L’oro, il bene rifugio per eccellenza in momenti difficili per l’economia più grande del pianeta, è balzato a un nuovo record mentre il dollaro è calato.

La reazione degli investitori è comprensibile: il sistema finanziario globale del dopoguerra è basato sull’assioma che il debito del governo statunitense è «a rischio zero» - lo Zio Sam prima o poi paga sempre ciò che deve - e che il dollaro verrà sempre accettato come moneta di scambio nell’economia mondiale.

Le parole di S&P hanno fatto incrinare entrambi i pilastri, erodendo la fiducia dei mercati nel modello economico americano.

Dal punto di vista tecnico, la decisione di S&P è semplicemente un ammonimento: se gli Usa non riducono il loro enorme deficit fiscale e debito pubblico prima del 2013, c’è una possibilità su tre che l’agenzia di rating ridurrà la sua valutazione di «tripla A» - il più alto punteggio per il debito sovrano - per gli Usa.

Ma quando si parla di debito e deficit in America - la questione politica più ostica e discussa del momento - nulla è tecnico, e l’avvertimento di S&P è riverberato come un tuono a Washington.

Un po’ come la situazione in Italia prima dell’avvento dell’euro, i partiti politici sanno benissimo che la situazione fiscale è insostenibile ma non hanno la volontà, il coraggio politico e l’esperienza economica per risolvere velocemente la situazione.

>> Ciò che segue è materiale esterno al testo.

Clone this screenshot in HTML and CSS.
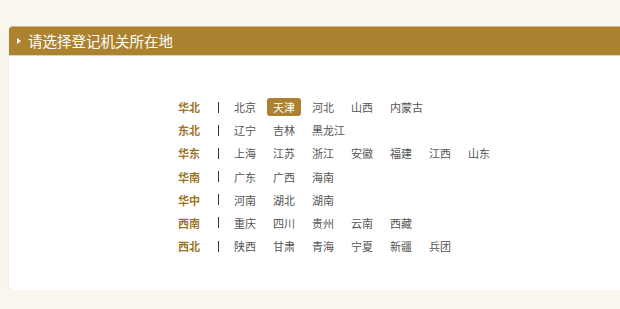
FILE: index.html
```html
<!DOCTYPE html>
<html lang="zh">
<head>
<meta charset="utf-8">
<link rel="stylesheet" href="styles.css">
</head>
<body>
<div class="card">
  <div class="card-head"><span class="tri"></span>请选择登记机关所在地</div>
  <div class="card-body">
    <div class="regions">
      <div class="row"><span class="area">华北</span><span class="sep"></span><span class="item">北京</span><span class="item active">天津</span><span class="item">河北</span><span class="item">山西</span><span class="item">内蒙古</span></div>
      <div class="row"><span class="area">东北</span><span class="sep"></span><span class="item">辽宁</span><span class="item">吉林</span><span class="item">黑龙江</span></div>
      <div class="row"><span class="area">华东</span><span class="sep"></span><span class="item">上海</span><span class="item">江苏</span><span class="item">浙江</span><span class="item">安徽</span><span class="item">福建</span><span class="item">江西</span><span class="item">山东</span></div>
      <div class="row"><span class="area">华南</span><span class="sep"></span><span class="item">广东</span><span class="item">广西</span><span class="item">海南</span></div>
      <div class="row"><span class="area">华中</span><span class="sep"></span><span class="item">河南</span><span class="item">湖北</span><span class="item">湖南</span></div>
      <div class="row"><span class="area">西南</span><span class="sep"></span><span class="item">重庆</span><span class="item">四川</span><span class="item">贵州</span><span class="item">云南</span><span class="item">西藏</span></div>
      <div class="row"><span class="area">西北</span><span class="sep"></span><span class="item">陕西</span><span class="item">甘肃</span><span class="item">青海</span><span class="item">宁夏</span><span class="item">新疆</span><span class="item">兵团</span></div>
    </div>
  </div>
</div>
</body>
</html>
```

FILE: styles.css
```css
html, body {
  margin: 0;
  padding: 0;
  background: #f9f6ee;
  font-family: "Noto Sans CJK SC", "Noto Sans", sans-serif;
}
body {
  padding: 26px 0 0 9px;
  overflow: hidden;
}
.card {
  width: 640px;
  background: #fff;
  border-radius: 4px;
  box-shadow: 0 1px 2px rgba(0,0,0,0.12);
}
.card-head {
  height: 28px;
  background: #ab8230;
  border-top: 1px solid #d1bb86;
  border-bottom: 1px solid #e2d3ad;
  border-radius: 4px 4px 0 0;
  color: #fff;
  font-size: 14.5px;
  line-height: 28px;
  display: flex;
  align-items: center;
  padding-left: 8px;
}
.tri {
  width: 0;
  height: 0;
  border-left: 4px solid #fff;
  border-top: 3.5px solid transparent;
  border-bottom: 3.5px solid transparent;
  margin-right: 7px;
}
.card-body {
  height: 234px;
  padding-left: 169px;
  padding-top: 41px;
  box-sizing: border-box;
}
.regions {
  display: flex;
  flex-direction: column;
  gap: 3.2px;
}
.row {
  display: flex;
  align-items: center;
  height: 20px;
  font-size: 11px;
}
.area {
  color: #9b7526;
  font-weight: bold;
  width: 40px;
}
.sep {
  width: 1px;
  height: 11px;
  background: #333;
  margin-right: 9px;
}
.item {
  color: #555;
  padding: 2px 6px;
  margin-right: 5px;
  border-radius: 3px;
  line-height: 14px;
}
.item.active {
  background: #ab8230;
  color: #fff;
  padding: 2px 6px;
}
```
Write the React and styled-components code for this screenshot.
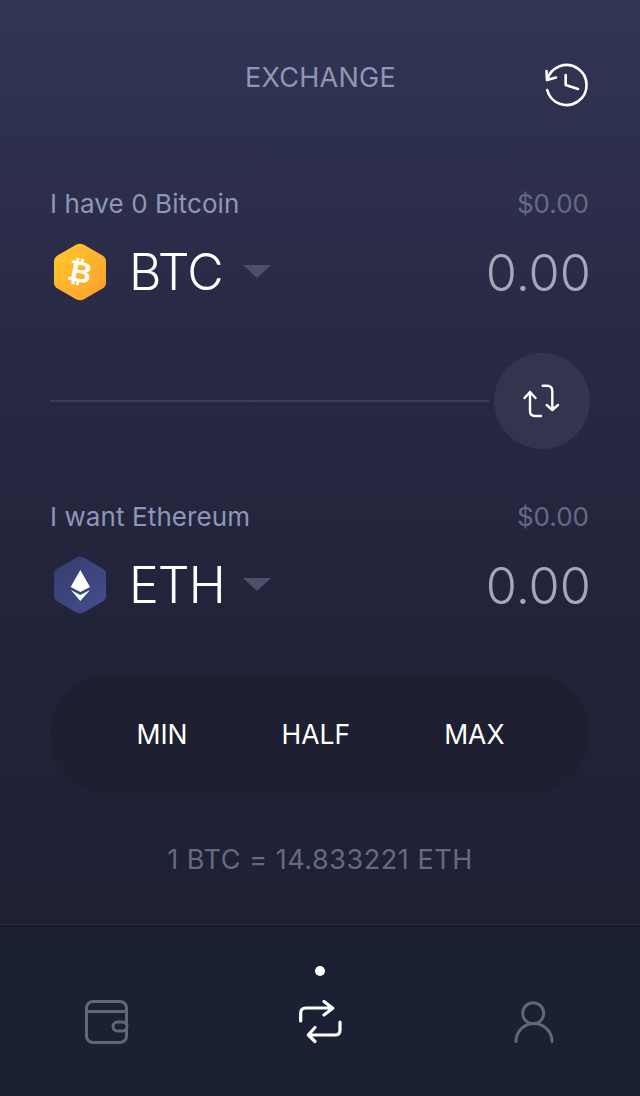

Leggere i dati è da film dell’orrore (lo si potrebbe chiamare «Nightmare su Wall Street»). Tra il 2003 e il 2008 il deficit pubblico del governo Usa è fluttuato tra il 2 e il 5 per cento del Pil, più alto di molti altri Paesi con la «tripla A». Nel 2009, però, si è gonfiato fino a raggiungere l’11 per cento del Pil - una cifra astronomica. Per finanziare queste spese enormi, il governo americano si è ipotecato un po’ tutto, vendendo titoli del Tesoro come se fossero caramelle: negli ultimi tre anni il debito pubblico americano è raddoppiato, raggiungendo quota 9000 miliardi.

Il fatto che la metà di queste cambiali siano in mano a investitori stranieri, soprattutto la Cina e il Giappone, non fa altro che aumentare l’ansia degli americani sul declino del loro stile di vita e il loro ruolo come padri-padroni del capitalismo mondiale.

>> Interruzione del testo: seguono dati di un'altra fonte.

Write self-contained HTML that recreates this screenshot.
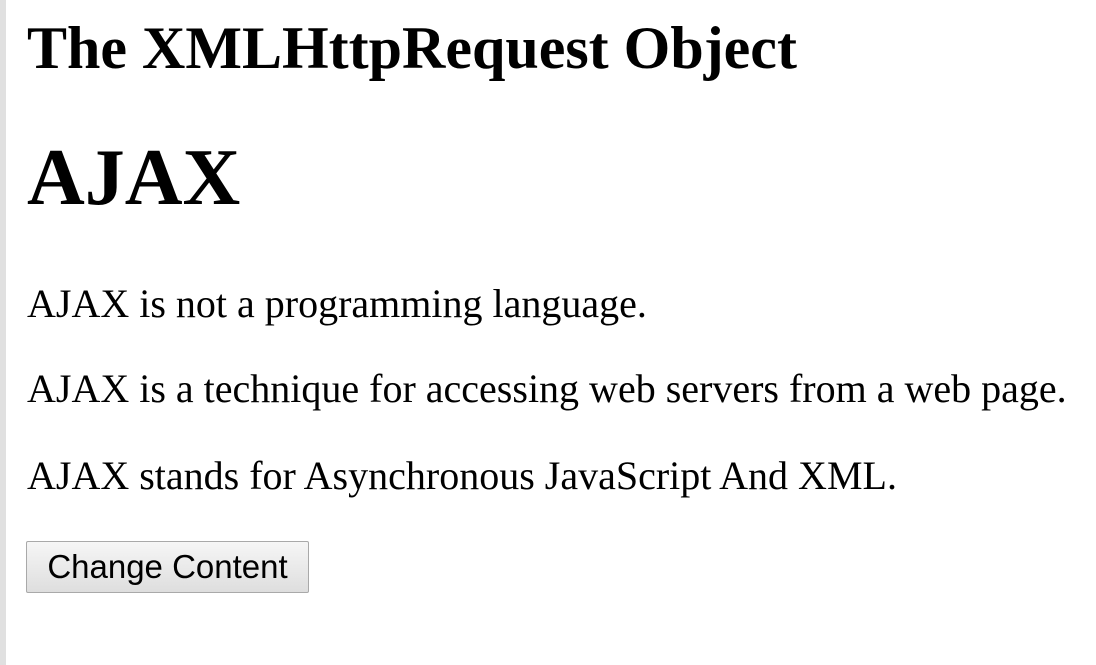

Il dilemma del governo americano non è insolubile. Anche uno studente al primo anno di economia sa che per ridurre il deficit bisogna tagliare le spese e alzare le tasse. E negli ultimi giorni sia l’amministrazione Obama sia l’opposizione repubblicana hanno proposto pacchetti di azione che dovrebbero ridurre il deficit di più di 4000 miliardi nel prossimo decennio.

Ovviamente, i due piani evitano scrupolosamente di parlare di tasse - l’equivalente del cianuro per un politico di Washington - e si limitano a vaghe promesse di misure di austerità.

Il problema è che, in materie economiche, ai politici ormai non crede più nessuno. Non i mercati, non gli investitori e, a partire da ieri, non le agenzie di rating. Dopo anni di errori economici e fiscali, le belle parole sui tagli alle spese non bastano più.

L’unica speranza è che la mossa di S&P faccia capire ai potenti di Washington che questa volta bisogna fare sul serio, come anche alcuni Paesi della Vecchia Europa sembrano aver imparato.

La ricetta non è complicata ma potrebbe essere indigesta: o tagli alla sanità, alle pensioni e alla sicurezza sociale - con il rischio che, senza un minimo di «Welfare State», i poveri statunitensi diventeranno ancora più poveri; o aumenti seri delle tasse, soprattutto su quell’1 per cento della popolazione che controlla più del 40 per cento della ricchezza del Paese, una mossa non facile per politici che si vogliono far rieleggere.

«Our back is against the wall», «Abbiamo le spalle al muro», mi ha detto un vecchio marpione della finanza ieri, e ha perfettamente ragione: il bello e il brutto della situazione americana è che non ci sono più scorciatoie.

Il tempo per la retorica politica è scaduto. L’economia americana e il sistema finanziario mondiale non si possono permettere più frane sul Mount Rushmore.